Gather each line containing the string "this" from these entries.

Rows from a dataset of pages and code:
· · · · ·

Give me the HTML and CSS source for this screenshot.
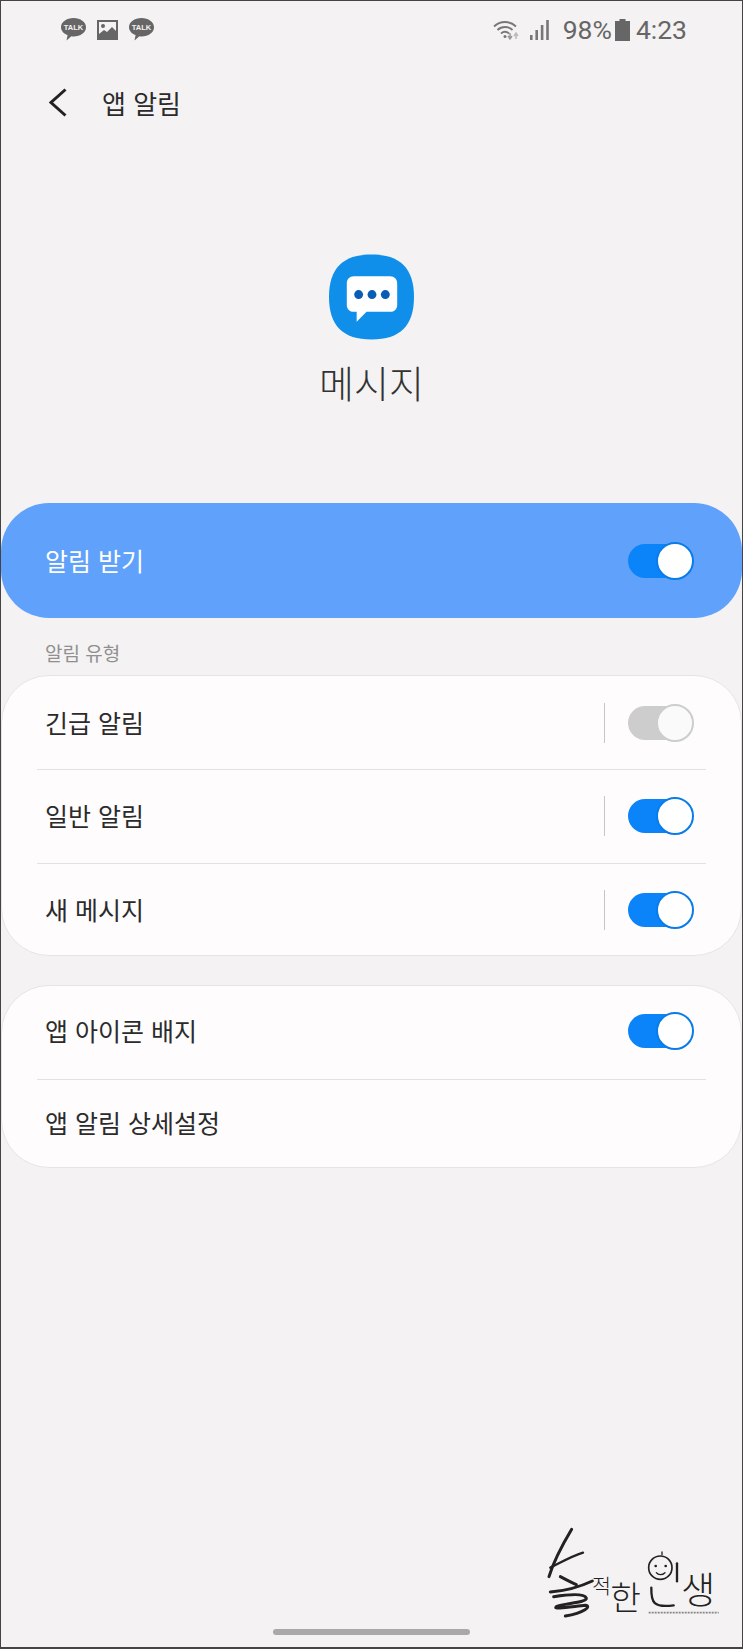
FILE: index.html
```html
<!DOCTYPE html>
<html lang="ko">
<head>
  <meta charset="utf-8">
  <title>앱 알림</title>
  <link rel="stylesheet" href="styles.css">
</head>
<body>
  <div class="screen">
    <div class="status-bar">
      <div class="status-left">
        <svg class="talk-icon" viewBox="0 0 25 23">
          <path d="M12.5 0C19.4 0 25 4 25 9.2S19.4 18.4 12.5 18.4C11.7 18.4 11 18.3 10.3 18.2L5.5 22.5 6.6 17.1C2.6 15.6 0 12.6 0 9.2 0 4 5.6 0 12.5 0Z" fill="#666"/>
          <text x="12.5" y="12" class="talk-text">TALK</text>
        </svg>
        <svg class="pic-icon" viewBox="0 0 21 20">
          <rect width="21" height="20" fill="#666"/>
          <rect x="2" y="2" width="17" height="12.5" fill="#f4f2f3"/>
          <circle cx="6" cy="6" r="2" fill="#666"/>
          <path d="M2 14 7 10 10 12 15 7 19 11V16H2Z" fill="#666"/>
        </svg>
        <svg class="talk-icon" viewBox="0 0 25 23">
          <path d="M12.5 0C19.4 0 25 4 25 9.2S19.4 18.4 12.5 18.4C11.7 18.4 11 18.3 10.3 18.2L5.5 22.5 6.6 17.1C2.6 15.6 0 12.6 0 9.2 0 4 5.6 0 12.5 0Z" fill="#666"/>
          <text x="12.5" y="12" class="talk-text">TALK</text>
        </svg>
      </div>
      <div class="status-right">
        <svg class="wifi-icon" viewBox="0 0 26 22">
          <g fill="none" stroke="#777" stroke-width="1.8">
            <path d="M1 7.5C7 1.5 17 1.5 23 7.5"/>
            <path d="M4.5 11C8.5 7 15.5 7 19.5 11"/>
            <path d="M8 14.5C10.5 12.3 13.5 12.3 16 14.5"/>
          </g>
          <circle cx="12" cy="17.5" r="1.5" fill="#777"/>
          <path d="M17 14V19M15 17 17 20 19 17" fill="none" stroke="#999" stroke-width="1.5"/>
          <path d="M23 20V15M21 17 23 14 25 17" fill="none" stroke="#bbb" stroke-width="1.5"/>
        </svg>
        <svg class="signal-icon" viewBox="0 0 19 20">
          <rect x="0" y="15" width="2.6" height="5" fill="#777"/>
          <rect x="5.4" y="10" width="2.6" height="10" fill="#777"/>
          <rect x="10.8" y="5" width="2.6" height="15" fill="#777"/>
          <rect x="16.2" y="0" width="2.6" height="20" fill="#777"/>
        </svg>
        <span class="battery-text">98%</span>
        <svg class="battery-icon" viewBox="0 0 15 22">
          <path d="M4.5 0H10.5V2H15V22H0V2H4.5Z" fill="#666"/>
        </svg>
        <span class="clock">4:23</span>
      </div>
    </div>

    <div class="app-bar">
      <svg class="back-icon" viewBox="0 0 18 29">
        <path d="M16.5 1.5 2 14.5 16.5 27.5" fill="none" stroke="#222" stroke-width="3"/>
      </svg>
      <span class="app-bar-title">앱 알림</span>
    </div>

    <div class="hero">
      <svg class="app-icon" viewBox="0 0 86 86">
        <path d="M43 0C72 0 86 14 86 43S72 86 43 86 0 72 0 43 14 0 43 0Z" fill="#0f8fea"/>
        <path d="M25 22H62C66 22 69 25 69 29V51C69 55 66 58 62 58H38L28 68V58H25C21 58 18 55 18 51V29C18 25 21 22 25 22Z" fill="#fff"/>
        <circle cx="30" cy="40.500" r="4.500" fill="#0b5cb5"/>
        <circle cx="43.500" cy="40.500" r="4.500" fill="#0b5cb5"/>
        <circle cx="57" cy="40.500" r="4.500" fill="#0b5cb5"/>
      </svg>
      <div class="hero-title">메시지</div>
    </div>

    <div class="master-card">
      <span class="row-label">알림 받기</span>
      <span class="switch"></span>
    </div>

    <div class="section-label">알림 유형</div>

    <div class="card">
      <div class="row row-first">
        <span class="row-label">긴급 알림</span>
        <span class="row-divider"></span>
        <span class="switch switch-off"></span>
      </div>
      <div class="row row-mid">
        <span class="row-label">일반 알림</span>
        <span class="row-divider"></span>
        <span class="switch"></span>
      </div>
      <div class="row row-last">
        <span class="row-label">새 메시지</span>
        <span class="row-divider"></span>
        <span class="switch"></span>
      </div>
    </div>

    <div class="card card-second">
      <div class="row row-first">
        <span class="row-label">앱 아이콘 배지</span>
        <span class="switch"></span>
      </div>
      <div class="row row-last row-short">
        <span class="row-label">앱 알림 상세설정</span>
      </div>
    </div>

    <div class="footer">
      <svg class="logo" viewBox="150 80 525 300">
        <g fill="none" stroke="#222" stroke-linecap="round">
          <path d="M224 90C200 130 172 180 156 232" stroke-width="9"/>
          <path d="M160 205C190 190 225 170 258 160" stroke-width="7"/>
          <path d="M190 232C205 240 220 248 238 256" stroke-width="9"/>
          <path d="M160 278C200 275 250 262 286 245" stroke-width="9"/>
          <path d="M170 292C215 285 262 282 268 296C272 310 200 312 178 322C165 332 225 322 265 318C285 320 262 340 205 350" stroke-width="9"/>
          <circle cx="490" cy="205" r="35" stroke-width="5"/>
          <path d="M478 220C484 228 496 228 504 220" stroke-width="4"/>
          <path d="M495 158V166" stroke-width="4"/>
          <path d="M540 192V246" stroke-width="7"/>
          <path d="M463 265C462 310 470 326 530 318" stroke-width="7"/>
          <path d="M455 340H665" stroke="#888" stroke-width="5" stroke-dasharray="6 3" stroke-linecap="butt"/>
        </g>
        <circle cx="476" cy="200" r="4" fill="#222"/>
        <circle cx="506" cy="200" r="4" fill="#222"/>
        <text x="285" y="284" class="logo-text logo-small">적</text>
        <text x="340" y="332" class="logo-text logo-mid">한</text>
        <text x="552" y="314" class="logo-text logo-big">생</text>
      </svg>
      <div class="home-bar"></div>
    </div>
  </div>
</body>
</html>
```

FILE: styles.css
```css
html, body {
  margin: 0;
  padding: 0;
  background-color: #fff;
}

body {
  width: 743px;
  height: 1649px;
  overflow: hidden;
  font-family: "Noto Sans CJK KR", "Noto Sans", sans-serif;
}

.screen {
  box-sizing: border-box;
  width: 743px;
  height: 1649px;
  display: flex;
  flex-direction: column;
  background-color: #f4f2f3;
  border: 1px solid #444;
  border-bottom-width: 2px;
}

.status-bar {
  height: 57px;
  display: flex;
  align-items: center;
  justify-content: space-between;
  padding: 0 55px 0 60px;
}

.status-left {
  display: flex;
  align-items: center;
  gap: 11px;
}

.talk-icon {
  width: 25px;
  height: 23px;
}

.talk-text {
  font-family: "Liberation Sans", sans-serif;
  font-size: 7.500px;
  font-weight: bold;
  fill: #f4f2f3;
  text-anchor: middle;
}

.pic-icon {
  width: 21px;
  height: 20px;
}

.status-right {
  display: flex;
  align-items: center;
  color: #666;
  font-family: Roboto, sans-serif;
  font-size: 26.500px;
}

.wifi-icon {
  width: 26px;
  height: 22px;
  margin-right: 11px;
}

.signal-icon {
  width: 19px;
  height: 20px;
  margin-right: 14px;
}

.battery-icon {
  width: 15px;
  height: 22px;
  margin: 0 6px 0 3px;
}

.app-bar {
  height: 88px;
  display: flex;
  align-items: center;
  padding-left: 48px;
}

.back-icon {
  width: 18px;
  height: 29px;
  margin-right: 35px;
}

.app-bar-title {
  font-size: 26px;
  color: #2b2b2b;
}

.hero {
  height: 357px;
  box-sizing: border-box;
  padding-top: 108px;
  display: flex;
  flex-direction: column;
  align-items: center;
}

.app-icon {
  width: 85px;
  height: 86px;
}

.hero-title {
  margin-top: 17px;
  font-size: 38px;
  font-weight: 300;
  line-height: 50px;
  color: #333;
}

.master-card {
  height: 115px;
  display: flex;
  align-items: center;
  justify-content: space-between;
  padding: 0 49px 0 44px;
  border-radius: 48px;
  background-color: #60a2fb;
  color: #fff;
}

.section-label {
  padding: 23px 0 10px 44px;
  font-size: 19px;
  line-height: 24px;
  color: #909090;
}

.card {
  border: 1px solid #e6e5e6;
  border-radius: 48px;
  background-color: #fefcfd;
}

.card-second {
  margin-top: 29px;
}

.row {
  box-sizing: border-box;
  height: 94px;
  margin: 0 35px 0 35px;
  padding: 0 13px 0 8px;
  display: flex;
  align-items: center;
  border-bottom: 1px solid #e2e2e2;
}

.row-mid {
  padding-bottom: 2px;
}

.card-second .row-first {
  padding-bottom: 4px;
}

.row-last {
  height: 91px;
  border-bottom: 0;
}

.card-second .row-short {
  height: 87px;
  padding-bottom: 2px;
}

.row-label {
  font-size: 25px;
  margin-right: auto;
  margin-bottom: 2px;
  color: #2b2b2b;
}

.master-card .row-label {
  color: #fff;
}

.row-divider {
  width: 1px;
  height: 40px;
  margin-right: 23px;
  background-color: #c6c6c6;
}

.switch {
  position: relative;
  width: 65px;
  height: 34px;
  border-radius: 17px;
  background-color: #0a84f8;
}

.switch::after {
  content: "";
  position: absolute;
  right: -1px;
  top: -2px;
  box-sizing: border-box;
  width: 38px;
  height: 38px;
  border: 2px solid #0a7cea;
  border-radius: 50%;
  background-color: #fff;
}

.switch-off {
  background-color: #cdcdcd;
}

.switch-off::after {
  border-color: #cdcdcd;
  background-color: #fbfafa;
}

.footer {
  margin-top: auto;
  display: flex;
  flex-direction: column;
  align-items: flex-end;
}

.logo {
  width: 175px;
  height: 100px;
  margin: 0 20px 3px 0;
}

.logo-text {
  fill: #222;
  font-weight: 300;
}

.logo-small {
  font-size: 62px;
}

.logo-mid {
  font-size: 100px;
}

.logo-big {
  font-size: 112px;
}

.home-bar {
  align-self: center;
  width: 197px;
  height: 6px;
  margin-bottom: 12px;
  border-radius: 3px;
  background-color: #a9a9a9;
}
```
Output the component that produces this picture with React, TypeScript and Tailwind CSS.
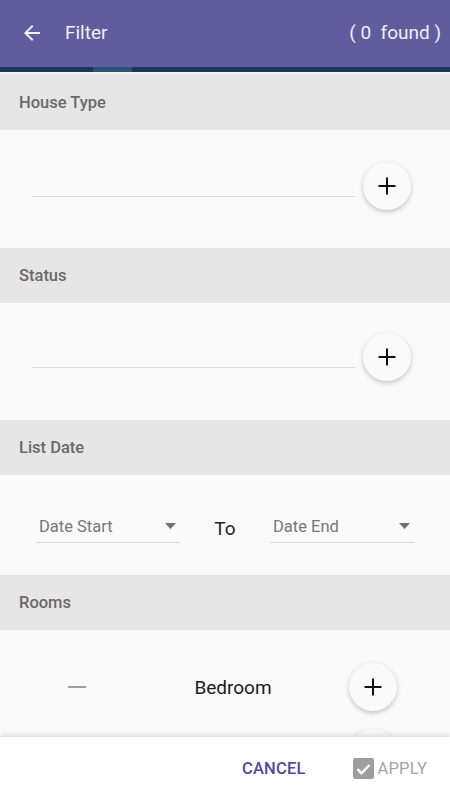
import React from "react";

const font = { fontFamily: "Roboto, 'Noto Sans', sans-serif" };

function PlusButton() {
  return (
    <button className="flex h-[48px] w-[48px] shrink-0 items-center justify-center rounded-full bg-[#fafafa] shadow-[0_2px_5px_rgba(0,0,0,0.22)]">
      <svg width="20" height="20" viewBox="0 0 20 20">
        <path d="M10 1.5v17M1.5 10h17" stroke="#111" strokeWidth="2" />
      </svg>
    </button>
  );
}

function SectionHeader({ title, h }: { title: string; h: string }) {
  return (
    <div className={`flex ${h} items-center bg-[#e6e6e6] px-[19px] pt-[2px]`}>
      <span className="text-[16.5px] font-medium text-[#6a6a6a]">{title}</span>
    </div>
  );
}

function ChipInput({ pt }: { pt: string }) {
  return (
    <div className={`flex items-start bg-[#fafafa] pl-[32px] pr-[39px] ${pt}`}>
      <div className="mt-[34px] h-px flex-1 bg-[#dcdcdc]" />
      <div className="ml-[8px]">
        <PlusButton />
      </div>
    </div>
  );
}

function DateField({ label }: { label: string }) {
  return (
    <div className="flex h-[30px] w-[144px] items-center justify-between border-b border-[#d6d6d6] pl-[3px] pr-[4px]">
      <span className="text-[16.5px] text-[#777]">{label}</span>
      <svg width="11" height="6" viewBox="0 0 11 6" className="mb-[3px]">
        <path d="M0 0h11L5.5 6z" fill="#707070" />
      </svg>
    </div>
  );
}

// label is optional: the second row sits under the footer, only its button peeks out
function RoomRow({ label }: { label?: string }) {
  return (
    <div className="flex h-[66px] items-center">
      <div className="flex w-[154px] justify-center">
        <div className="h-[2px] w-[18px] bg-[#9e9e9e]" />
      </div>
      <div className="w-[158px] pt-[2px] text-center text-[19px] text-[#1a1a1a]">{label}</div>
      <div className="ml-[37px]">
        <PlusButton />
      </div>
    </div>
  );
}

export default function App() {
  return (
    <div className="flex h-[800px] w-[450px] flex-col overflow-hidden bg-[#fafafa]" style={font}>
      <header className="flex h-[67px] shrink-0 items-center bg-[#605c9e] pl-[20px] pr-[9px] text-[#f1f0f7]">
        <svg width="24" height="24" viewBox="0 0 24 24" className="mt-[-2px]">
          <path d="M20 11H7.83l5.59-5.59L12 4l-8 8 8 8 1.41-1.41L7.83 13H20v-2z" fill="#f1f0f7" />
        </svg>
        <span className="ml-[21px] text-[19px]">Filter</span>
        <span className="ml-auto whitespace-pre text-[19px]">( 0  found )</span>
      </header>
      <div className="flex h-[5px] shrink-0 bg-[#1b3658]">
        <div className="w-[93px]" />
        <div className="w-[39px] bg-[#2b5478]" />
      </div>
      <div className="h-[2px] shrink-0 bg-[#f4f4f4]" />

      <main className="flex-1 overflow-hidden">
        <SectionHeader title="House Type" h="h-[56px]" />
        <div className="h-[118px]">
          <ChipInput pt="pt-[32px]" />
        </div>

        <SectionHeader title="Status" h="h-[55px]" />
        <div className="h-[117px]">
          <ChipInput pt="pt-[30px]" />
        </div>

        <SectionHeader title="List Date" h="h-[55px]" />
        <div className="flex h-[100px] items-center px-[36px] pt-[5px]">
          <DateField label="Date Start" />
          <div className="flex-1 pt-[4px] text-center text-[19px] text-[#222]">To</div>
          <DateField label="Date End" />
        </div>

        <SectionHeader title="Rooms" h="h-[55px]" />
        <div className="pt-[24px]">
          <RoomRow label="Bedroom" />
          <RoomRow />
        </div>
      </main>

      <footer className="relative z-10 flex h-[63px] shrink-0 items-center bg-white pr-[23px] shadow-[0_-2px_6px_rgba(0,0,0,0.14)]">
        <button className="ml-auto text-[16.5px] font-medium leading-[24px] tracking-[0.2px] text-[#4f4a9c]">
          CANCEL
        </button>
        <div className="ml-[47px] flex items-center">
          <span className="flex h-[21px] w-[21px] items-center justify-center rounded-[2px] bg-[#9e9e9e]">
            <svg width="15" height="12" viewBox="0 0 15 12">
              <path d="M1.5 6.2l4 4L13.5 2" stroke="#fff" strokeWidth="2.4" fill="none" />
            </svg>
          </span>
          <span className="ml-[4px] text-[16.5px] leading-[24px] tracking-[0.2px] text-[#a3a3a3]">APPLY</span>
        </div>
      </footer>
    </div>
  );
}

· · · · ·

▶ The solution
Give me the HTML and CSS source for this screenshot.
Output the component that produces this picture with React, TypeScript and Tailwind CSS.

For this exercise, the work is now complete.